The AMI I selected doesn’t have java installed so this takes care of that. I could select a different AMI or build my own if that was important enough.

void runBenchmark(Session session) {
	String command = "java -jar bcrypt-jmh-benchmark-jmh.jar"
	executeCommand(command, session)	
	println "Done running benchmark."
}	

Executes the JMH benchmark harness. This takes about 20-30 minutes as it runs multiple iterations to get accurate numbers.

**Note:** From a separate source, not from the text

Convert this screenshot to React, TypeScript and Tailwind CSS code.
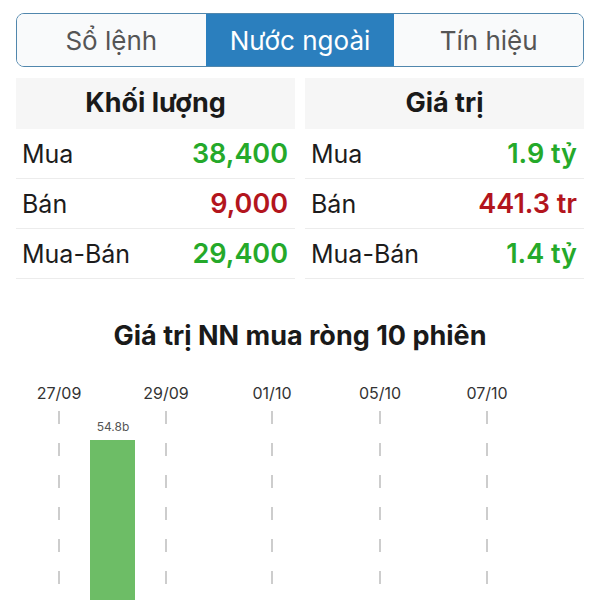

void executeCommand(String command, Session session) {
	Channel channel = session.openChannel("exec")
		channel.setCommand(command)
		channel.setErrStream(System.err)
		channel.connect()

		InputStream input = channel.getInputStream()
		//start reading the input from the executed commands on the shell
		byte[] tmp = new byte[1024]
		while (true) {
    		while (input.available() > 0) {
        		int i = input.read(tmp, 0, 1024)
        		if (i < 0) break;
        			print(new String(tmp, 0, i))
    		}
    		if (channel.isClosed()){
        		println("exit-status: " + channel.getExitStatus())
        		break
    		}
    		sleep(1000)
		}

		channel.disconnect()
}	

This is just a bit of jsch to execute a command via the shell and stream the output back to standard out. I think I cut and pasted this from an example somewhere.